と、おとぼけはともかく(いや、じゅんすいに「おとぼけ」かと言えば、そうとも言い切れないんですが)、それはsufficientとnecessaryが素で通じるこっちの人には、使えそうですね。今度わがもの顔で使ってみます。
「相場で儲ける」→「正しい相場の知識を持っている」
は成り立ちます。しかし、
「正しい相場の知識を持っている」→「相場で儲ける」
は成り立ちません。
「正しい相場の知識を持っている」と「相場で儲ける」は同値ではありません。
なぜなら、実際に「相場で儲ける」には「正しい相場の知識を持っている」こと以外にも、「精神面で安定している」ことや「実行に移せること」が必要とされるからです。(以上は、ぷっつん大吉の解説です。まあ、少なからず疑義はあるのですがね。(笑))
「相場で儲ける」ということにおいて、「正しい相場の知識を持っている」ということは必要条件ですが、それだけで十分というような必要十分条件ではありません。
この表記、かなりグレーだと思いませんか?
より正確に言うと、一読した瞬間、十分条件の定義を、掃きちがえているのではなかろうかと感じざるを得ませんでした。
非常に気になるのは「それだけで十分というような必要十分条件ではありません。」という件。
確かに、文章の最も適切な係り結びを取っていけば、論理的には間違っていないとは思います。

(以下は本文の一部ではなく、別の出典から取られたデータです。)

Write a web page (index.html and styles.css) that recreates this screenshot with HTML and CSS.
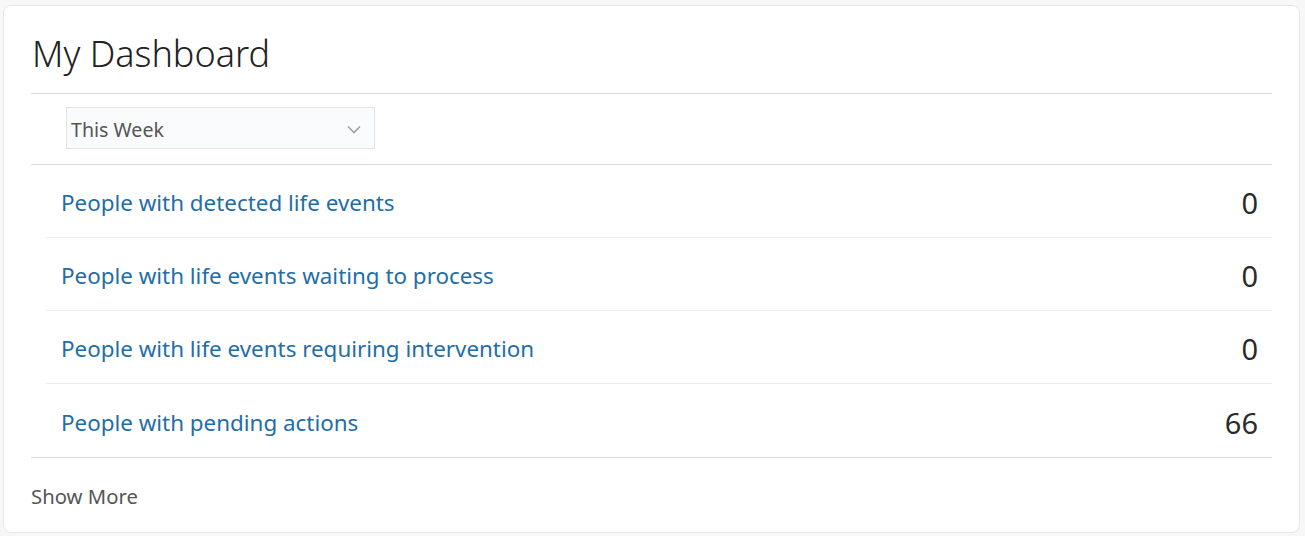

「相場で儲ける」ということにとって、「正しい相場の知識を持っている」ということは必要条件ですが、それだけで十分というような十分条件ではありません。
あるいは
「相場で儲ける」ということにとって、「正しい相場の知識を持っている」ということは必要条件ですが、必要十分条件ではありません。
なら、何もグレーさはないと思います。
確かに、世間では「十分条件」や「必要十分条件」をその定義から逸脱した意味に理解している方が大勢いらっしゃり、ゆえに、その層を意識した書き方として、件の表記は文面を考えた人が腐心された結果の妥協の産物とも取れます。
ただ、そんなら、「必要条件」やら「必要十分条件」なんてタームをわざわざ使う必要は無いといえば無いでしょう。
って、感じで、あっちに書こうとしたら フェイルしました。